Bankman-Fried has denied fraud, and pleaded not guilty to the charges he faces.
The focal point of the trial, says Warren, should instead be the harm done to customers of FTX. The group will have a voice in the courtroom: The prosecution opened its case with the testimony of an ex-FTX customer who lost $100,000 to the exchange. But the emphasis of the “media frenzy” on the character of Bankman-Fried, the salacious details of his relationships with peers, and on crypto-bashing, says Warren, detracts from that central concern. “I wish [what’s going on in bankruptcy court] were the priority over ‘bad guy allegedly does bad things,’” she says. “The cult of celebrity around this is part of the problem.”
The end of the trial of Bankman-Fried, expected to conclude by mid-November, may draw a line under the latest chapter in the crypto drama. But whether the industry will learn the necessary lessons from the fall of FTX and its once-celebrated founder is a separate question.
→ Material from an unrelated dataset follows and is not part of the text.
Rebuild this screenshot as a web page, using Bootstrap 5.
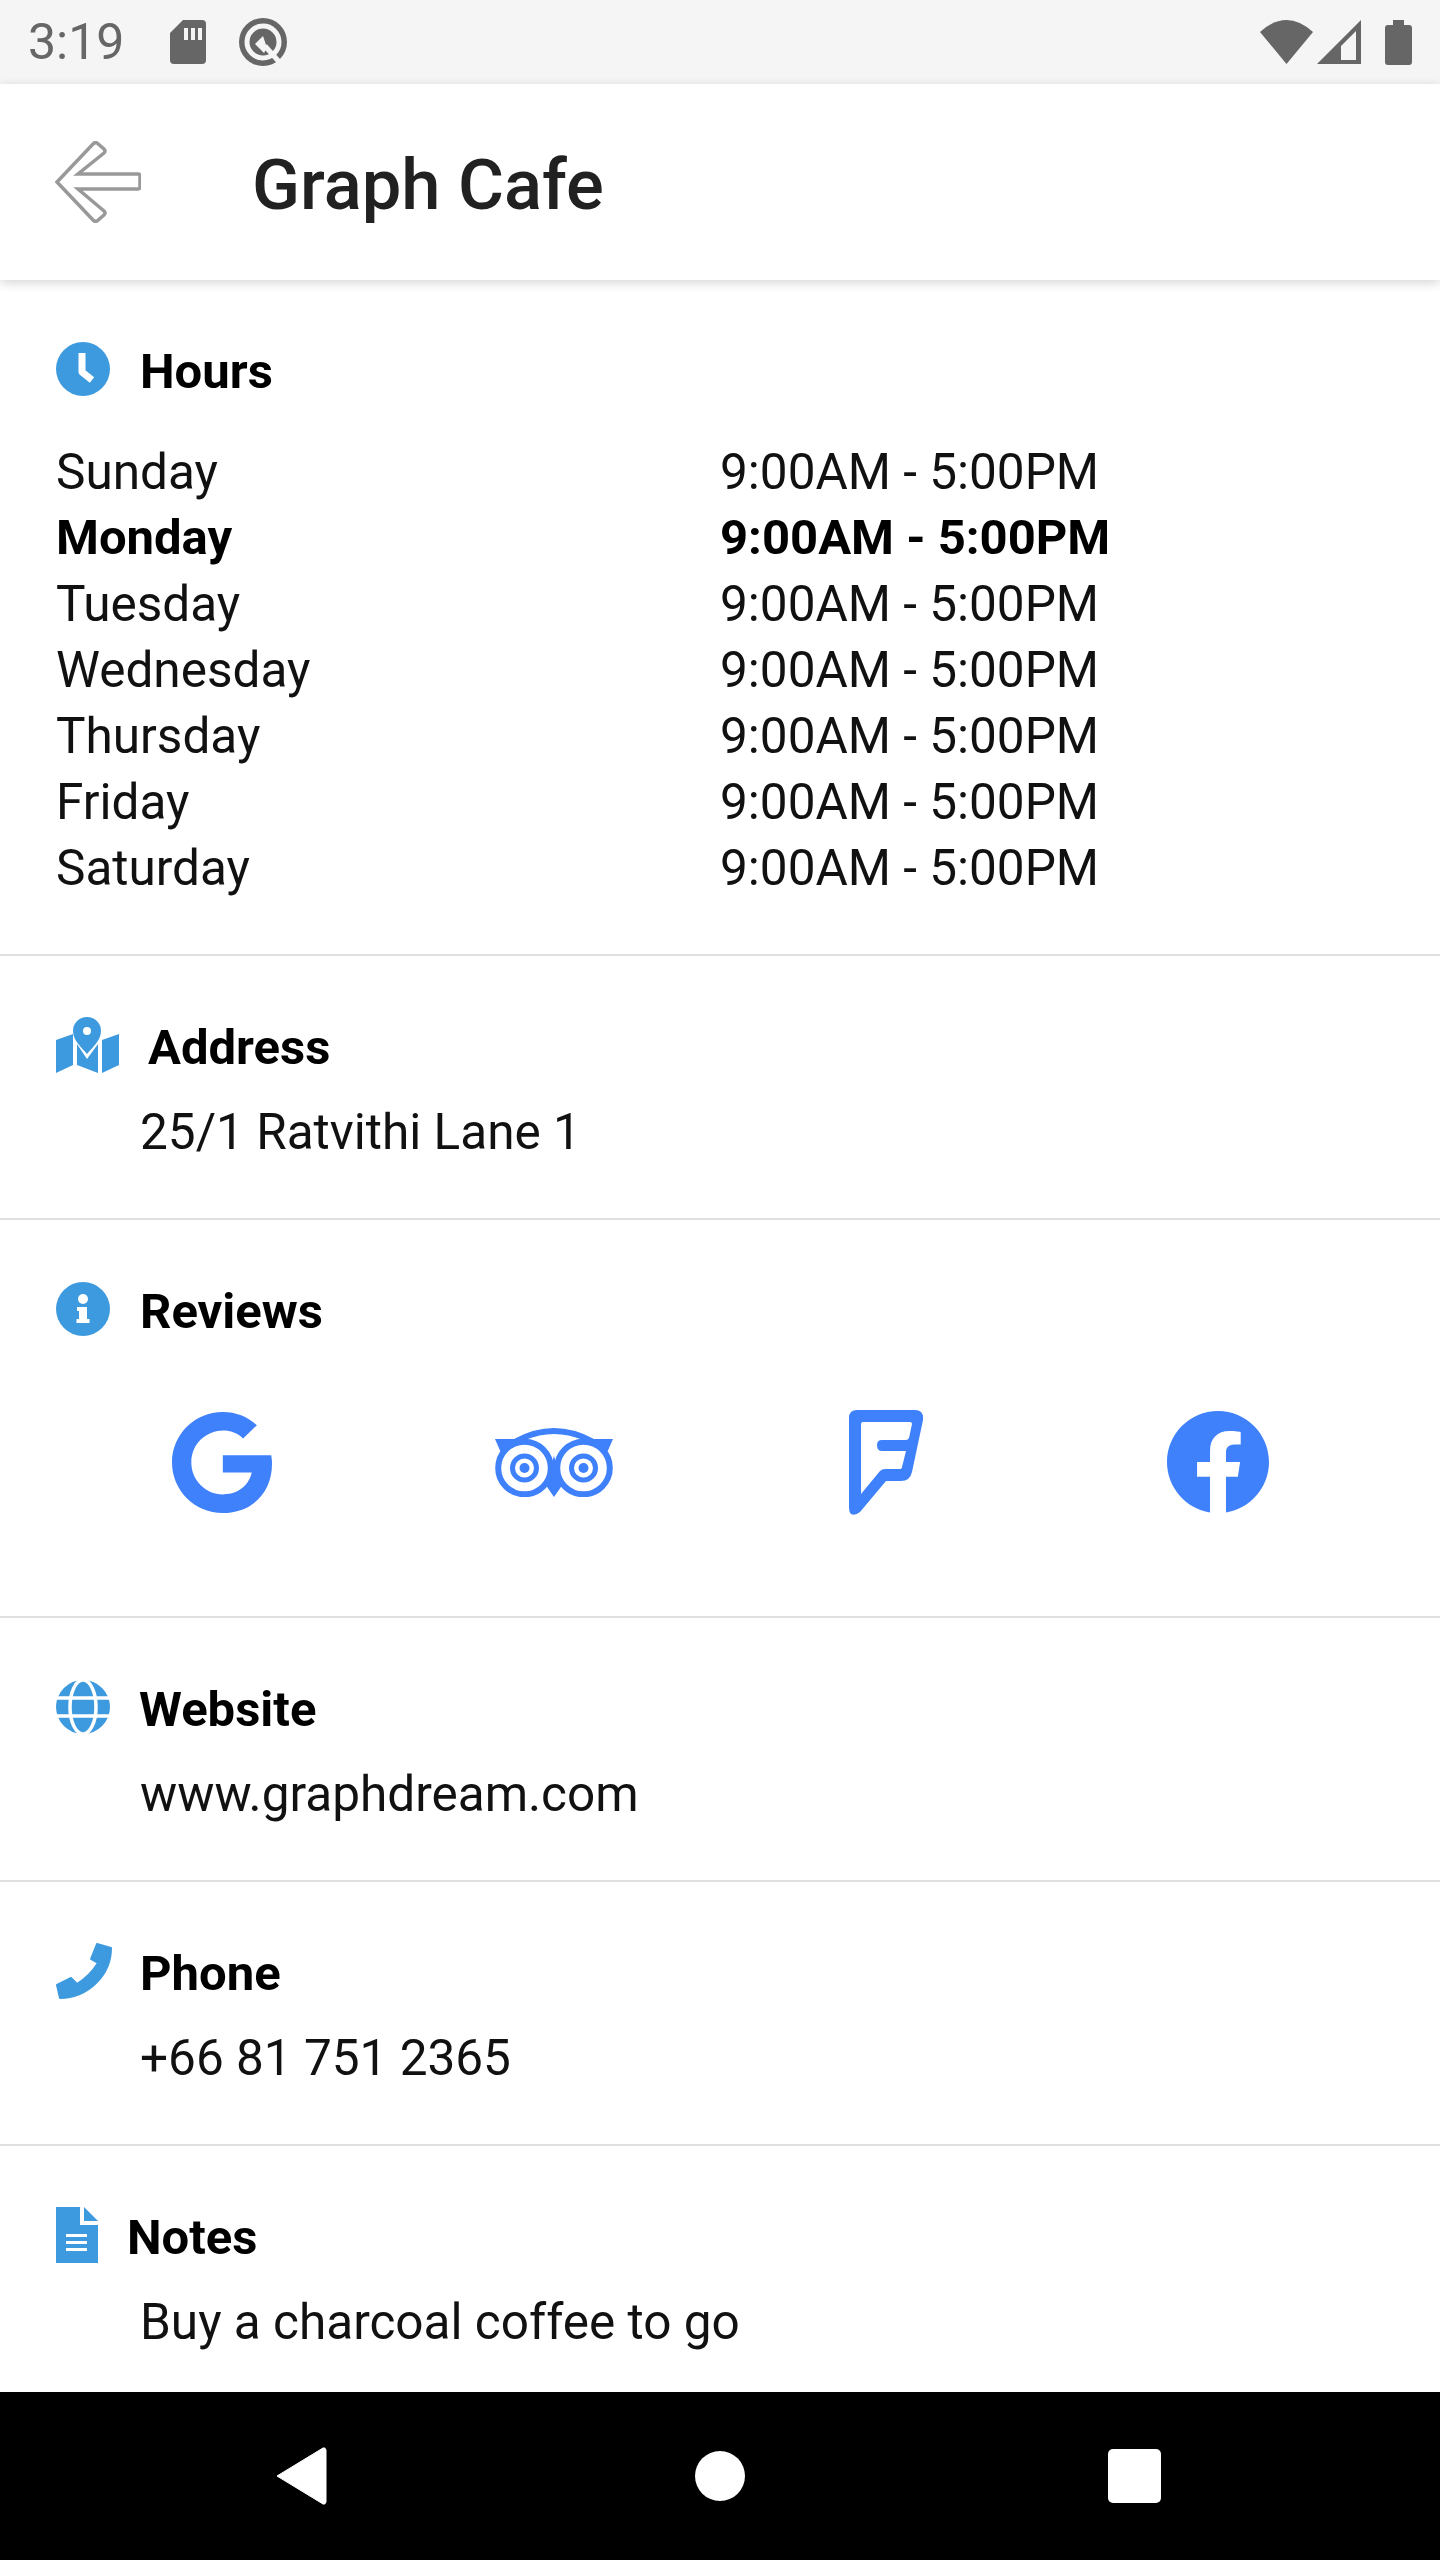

Acheson is hopeful, but not convinced. She says crypto is uniquely vulnerable to the hero worship that helped to valorize and legitimize Bankman-Fried. The very-online nature of crypto discourse, she says, creates fertile ground for charismatic grifters able to amass a following. “Hopefully we’ll be ready, more vigilant, and less trusting,” says Acheson.
The industry, says Warren, will only remain primed against the risky financial engineering that led to the collapse of FTX and its peers for so long. “I think it’s time-bounded,” she says. “Until you have a regulatory scheme that encodes [a clear set of rules for crypto businesses], you’ll have a new generation of people” that try to push the boundaries in dangerous ways. “One of the roles of a regulator is to contain some of that impulse and say, ‘There are consequences.’”
The period of trauma can have a cleansing effect, driving out bad actors and reining in excess. But should crypto fever return, says Warren, the concern is that “a bunch of these yahoos, with their pump-and-dump nonsense, will come right back.”